On Tue, Jan 22, 2002 at 11:33:54PM -0500, Dave McGuire wrote:
> On January 22, George Adkins wrote:
> > > IMO, for games, and most things in general, 32bit floats are good enough.
> > > For scientific work, obviously not as good as 64bit floats, but still,
> > > nobody is buying a PS2 for scientific work, and for the most part, people
> > > aren't buying R5ks for scientific work either.
> >
> > heh heh, how about for missile guidance?
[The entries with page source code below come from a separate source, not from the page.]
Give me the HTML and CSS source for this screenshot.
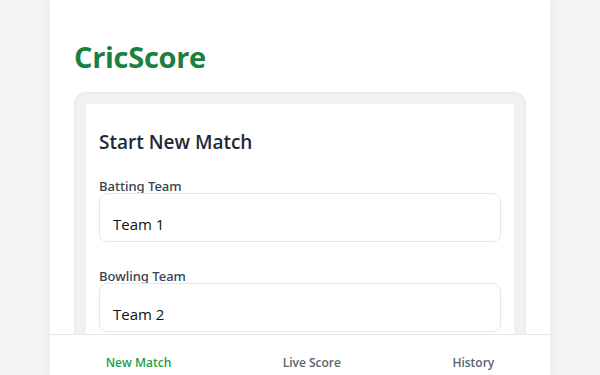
FILE: index.html
```html
<!DOCTYPE html>
<html>
<head>
<meta charset="utf-8">
<link rel="stylesheet" href="styles.css">
</head>
<body>
<div class="app">
  <header class="header">
    <h1 class="brand">CricScore</h1>
  </header>
  <main class="frame">
    <section class="panel">
      <h2 class="panel-title">Start New Match</h2>
      <div class="field">
        <label class="field-label">Batting Team</label>
        <div class="field-input">Team 1</div>
      </div>
      <div class="field">
        <label class="field-label">Bowling Team</label>
        <div class="field-input">Team 2</div>
      </div>
    </section>
  </main>
  <nav class="tabbar">
    <span class="tab tab-active">New Match</span>
    <span class="tab">Live Score</span>
    <span class="tab">History</span>
  </nav>
</div>
</body>
</html>
```
FILE: styles.css
```css
html, body {
  margin: 0;
  padding: 0;
  height: 100%;
  overflow: hidden;
}
body {
  background: #f3f4f6;
  font-family: "Open Sans", "Noto Sans", sans-serif;
  color: #1f2937;
}
.app {
  width: 500px;
  height: 100%;
  margin: 0 auto;
  background: #ffffff;
  box-shadow: 0 0 12px rgba(0, 0, 0, 0.06);
  box-sizing: border-box;
  padding: 0 24px;
  overflow: hidden;
}
.header {
  padding-top: 37px;
}
.brand {
  margin: 0;
  font-size: 29px;
  font-weight: 700;
  line-height: 40px;
  color: #1a7f3f;
  letter-spacing: -0.3px;
}
.frame {
  margin-top: 15px;
  background: #f1f1f1;
  border: 1px solid #e8e8e8;
  border-radius: 12px;
  padding: 11px 11px 0 11px;
}
.panel {
  background: #ffffff;
  padding: 22px 13px 40px 13px;
}
.panel-title {
  margin: 0 0 21px 0;
  font-size: 19px;
  font-weight: 600;
  line-height: 32px;
  color: #1f2937;
}
.field {
  display: flex;
  flex-direction: column;
  margin-bottom: 27px;
}
.field-label {
  font-family: "Noto Sans", "Open Sans", sans-serif;
  font-size: 13px;
  font-weight: 500;
  color: #374151;
  line-height: 14px;
}
.field-input {
  margin-top: 0;
  height: 49px;
  box-sizing: border-box;
  border: 1px solid #e5e7eb;
  border-radius: 8px;
  padding: 20px 13px 0 13px;
  font-size: 15px;
  color: #111111;
  line-height: 20px;
}
.tabbar {
  position: fixed;
  bottom: 0;
  left: 50%;
  transform: translateX(-50%);
  width: 500px;
  height: 41px;
  background: #ffffff;
  border-top: 1px solid #e5e7eb;
  display: flex;
  justify-content: space-around;
  align-items: center;
  padding-top: 14px;
  box-sizing: border-box;
}
.tab {
  font-size: 12px;
  font-weight: 600;
  color: #5b6270;
}
.tab-active {
  color: #22a04b;
}
```
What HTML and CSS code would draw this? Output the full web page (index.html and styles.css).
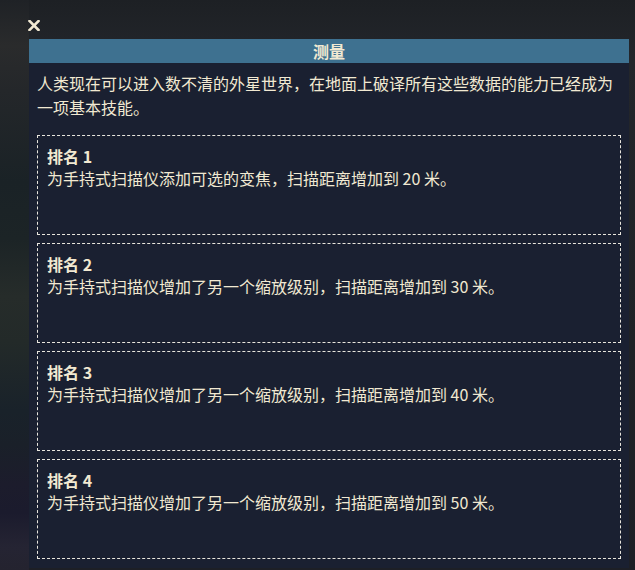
FILE: index.html
```html
<!DOCTYPE html>
<html lang="zh-CN">
<head>
<meta charset="utf-8">
<title>测量</title>
<link rel="stylesheet" href="styles.css">
</head>
<body>
<div class="page">
  <button class="close" aria-label="关闭">
    <svg width="12" height="11" viewBox="0 0 12 11"><path d="M1.5 1 L10.5 10 M10.5 1 L1.5 10" stroke="#f1e9d2" stroke-width="2.6" stroke-linecap="square"/></svg>
  </button>
  <section class="panel">
    <header class="panel-head">测量</header>
    <div class="panel-body">
      <p class="intro">人类现在可以进入数不清的外星世界，在地面上破译所有这些数据的能力已经成为一项基本技能。</p>
      <div class="ranks">
        <div class="rank">
          <div class="rank-title">排名 1</div>
          <div class="rank-desc">为手持式扫描仪添加可选的变焦，扫描距离增加到 20 米。</div>
        </div>
        <div class="rank">
          <div class="rank-title">排名 2</div>
          <div class="rank-desc">为手持式扫描仪增加了另一个缩放级别，扫描距离增加到 30 米。</div>
        </div>
        <div class="rank">
          <div class="rank-title">排名 3</div>
          <div class="rank-desc">为手持式扫描仪增加了另一个缩放级别，扫描距离增加到 40 米。</div>
        </div>
        <div class="rank">
          <div class="rank-title">排名 4</div>
          <div class="rank-desc">为手持式扫描仪增加了另一个缩放级别，扫描距离增加到 50 米。</div>
        </div>
      </div>
    </div>
  </section>
</div>
</body>
</html>
```
FILE: styles.css
```css
html, body {
  margin: 0;
  padding: 0;
}
body {
  width: 635px;
  height: 570px;
  overflow: hidden;
  background:
    linear-gradient(180deg,
      #1f2226 0%, #2a2b2c 8%, #24272a 16%, #1a2226 32%, #1c2426 42%,
      #262c2a 52%, #232a29 60%, #19222a 72%, #1a2029 78%,
      #1c1c2c 85%, #1b1b2d 90%, #252433 96%, #24232f 100%) 0 0 / 29px 100% no-repeat,
    linear-gradient(180deg, #1d2024 0%, #23262b 10%, #1f2226 60%, #1d1f26 100%);
  font-family: "Noto Sans CJK SC", "Noto Sans", sans-serif;
  color: #f1e9d2;
}
.page {
  padding: 19px 6px 0 29px;
  display: flex;
  flex-direction: column;
}
.close {
  width: 12px;
  height: 12px;
  margin: 0 0 8px -1px;
  padding: 0;
  border: 0;
  background: none;
  display: flex;
  align-items: center;
  justify-content: center;
  cursor: pointer;
}
.close svg {
  display: block;
}
.panel {
  width: 600px;
  background: #1a2031;
}
.panel-head {
  height: 24px;
  line-height: 24px;
  background: #3e7190;
  text-align: center;
  font-weight: 700;
  font-size: 16px;
  color: #f1e9d2;
}
.panel-body {
  padding: 8px 8px 9px 8px;
}
.intro {
  margin: 0 0 16px 0;
  font-size: 16px;
  line-height: 24px;
}
.ranks {
  display: flex;
  flex-direction: column;
  gap: 8px;
}
.rank {
  height: 100px;
  box-sizing: border-box;
  border: 1px dashed #e9e6de;
  padding: 9px 9px 0 9px;
  font-size: 16px;
  line-height: 22px;
}
.rank-title {
  font-weight: 700;
}
.rank-desc {
  font-weight: 400;
}
```
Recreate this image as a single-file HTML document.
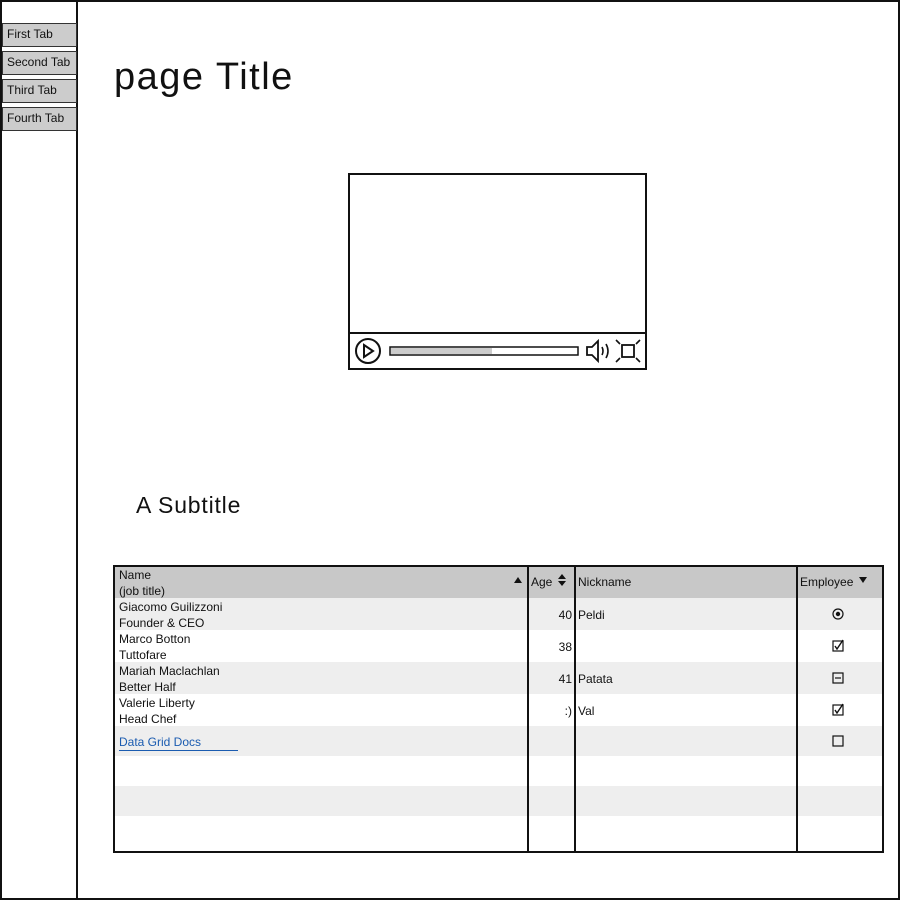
<!DOCTYPE html><html><head><style>
body{margin:0;width:900px;height:900px;position:relative;overflow:hidden;background:#fff;font-family:"Liberation Sans",sans-serif;color:#111}
.a{position:absolute;box-sizing:border-box}
.tab{position:absolute;left:2px;width:75px;height:24px;background:#ccc;border:1.5px solid #333;font-size:12px;line-height:21px;padding-left:4px;box-sizing:border-box}
.t{position:absolute;font-size:12px;line-height:16px}
</style></head><body>
<div class="a" style="left:0;top:0;width:900px;height:900px;border:2px solid #111"></div>
<div class="a" style="left:76px;top:0;width:2px;height:900px;background:#111"></div>
<div class="tab" style="top:23px">First Tab</div>
<div class="tab" style="top:51px">Second Tab</div>
<div class="tab" style="top:79px">Third Tab</div>
<div class="tab" style="top:107px">Fourth Tab</div>
<div class="a" style="left:114px;top:54px;font-size:38px;line-height:46px;letter-spacing:1.5px">page Title</div>
<div class="a" style="left:348px;top:173px;width:299px;height:197px;border:2px solid #111"></div>
<div class="a" style="left:348px;top:332px;width:299px;height:2px;background:#111"></div>
<svg class="a" style="left:348px;top:334px" width="299" height="36">
<circle cx="20" cy="17" r="12" fill="none" stroke="#111" stroke-width="2"/>
<path d="M16 11 L25 17 L16 23 Z" fill="none" stroke="#111" stroke-width="2"/>
<rect x="42" y="13" width="188" height="8" fill="#fff" stroke="#111" stroke-width="1.5"/>
<rect x="43" y="14" width="101" height="6" fill="#ccc"/>
<path d="M239 13 h5 l6 -6 v20 l-6 -6 h-5 z" fill="none" stroke="#111" stroke-width="1.8"/>
<path d="M254 13 q2 4 0 8 M258 10 q4 7 0 14" fill="none" stroke="#111" stroke-width="1.6"/>
<rect x="274" y="11" width="12" height="12" fill="none" stroke="#111" stroke-width="1.8"/>
<path d="M268 6 l4 4 M292 6 l-4 4 M268 28 l4 -4 M292 28 l-4 -4" stroke="#111" stroke-width="1.6"/>
</svg>
<div class="a" style="left:136px;top:491px;font-size:23px;line-height:28px;letter-spacing:0.8px">A Subtitle</div>
<div class="a" style="left:113px;top:565px;width:770px;height:33px;background:#c8c8c8"></div>
<div class="a" style="left:113px;top:598px;width:770px;height:32px;background:#eee"></div>
<div class="a" style="left:113px;top:662px;width:770px;height:32px;background:#eee"></div>
<div class="a" style="left:113px;top:726px;width:770px;height:30px;background:#eee"></div>
<div class="a" style="left:113px;top:786px;width:770px;height:30px;background:#eee"></div>
<div class="a" style="left:113px;top:565px;width:771px;height:288px;border:2px solid #111"></div>
<div class="a" style="left:527px;top:565px;width:2px;height:287px;background:#111"></div>
<div class="a" style="left:574px;top:565px;width:2px;height:287px;background:#111"></div>
<div class="a" style="left:796px;top:565px;width:2px;height:287px;background:#111"></div>
<div class="t" style="left:119px;top:567px">Name<br>(job title)</div>
<svg class="a" style="left:513px;top:576px" width="10" height="8"><path d="M1 7 L5 1 L9 7Z" fill="#111"/></svg>
<div class="t" style="left:531px;top:574px">Age</div>
<svg class="a" style="left:557px;top:573px" width="10" height="14"><path d="M1 6 L5 1 L9 6Z M1 8 L5 13 L9 8Z" fill="#111"/></svg>
<div class="t" style="left:578px;top:574px">Nickname</div>
<div class="t" style="left:800px;top:574px">Employee</div>
<svg class="a" style="left:858px;top:576px" width="10" height="8"><path d="M1 1 L5 7 L9 1Z" fill="#111"/></svg>
<div class="t" style="left:119px;top:599px">Giacomo Guilizzoni<br>Founder &amp; CEO</div>
<div class="t" style="left:119px;top:631px">Marco Botton<br>Tuttofare</div>
<div class="t" style="left:119px;top:663px">Mariah Maclachlan<br>Better Half</div>
<div class="t" style="left:119px;top:695px">Valerie Liberty<br>Head Chef</div>
<div class="t" style="left:119px;top:734px;color:#1a5bb0;border-bottom:1px solid #1a5bb0;width:119px">Data Grid Docs</div>
<div class="t" style="left:530px;top:607px;width:42px;text-align:right">40</div>
<div class="t" style="left:530px;top:639px;width:42px;text-align:right">38</div>
<div class="t" style="left:530px;top:671px;width:42px;text-align:right">41</div>
<div class="t" style="left:530px;top:703px;width:42px;text-align:right">:)</div>
<div class="t" style="left:578px;top:607px">Peldi</div>
<div class="t" style="left:578px;top:671px">Patata</div>
<div class="t" style="left:578px;top:703px">Val</div>
<svg class="a" style="left:828px;top:600px" width="20" height="160">
<circle cx="10" cy="14" r="5" fill="none" stroke="#111" stroke-width="1.2"/><circle cx="10" cy="14" r="2.2" fill="#111"/>
<rect x="5" y="41" width="10" height="10" fill="none" stroke="#111" stroke-width="1.2"/><path d="M7 46 l2 3 l6 -9" fill="none" stroke="#111" stroke-width="1.4"/>
<rect x="5" y="73" width="10" height="10" fill="none" stroke="#111" stroke-width="1.2"/><path d="M7 78 h6" stroke="#111" stroke-width="1.2"/>
<rect x="5" y="105" width="10" height="10" fill="none" stroke="#111" stroke-width="1.2"/><path d="M7 110 l2 3 l6 -9" fill="none" stroke="#111" stroke-width="1.4"/>
<rect x="5" y="136" width="10" height="10" fill="none" stroke="#111" stroke-width="1.2"/>
</svg>
</body></html>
> > that's why they were export-restricted to Iraq.
> 
>   Yeah, I wasn't really going to go there, but there are metric
> buttloads of MIPS processors in the defense industry as well...doing
> scientific work of sorts...

True, but how many of them are R5ks for doing the hard CPU crunching?  The
original design of the R5k (according to a Byte article on it) was to 
make the fastest desktop machine possible on a budget.  If you wanted a 
better float cruncher, go for an R8k or R10k (which aren't as good
at other tasks as the R5k).  Ie, specialized chips for special goals, 
rather than 1 chip for everything.

I like R10ks, but I feel more at home with an R5k if I am contemplating
assembly coding.  Also, R5ks, for some reason are better at video processing
and playback in the O2s than the R1?k family is.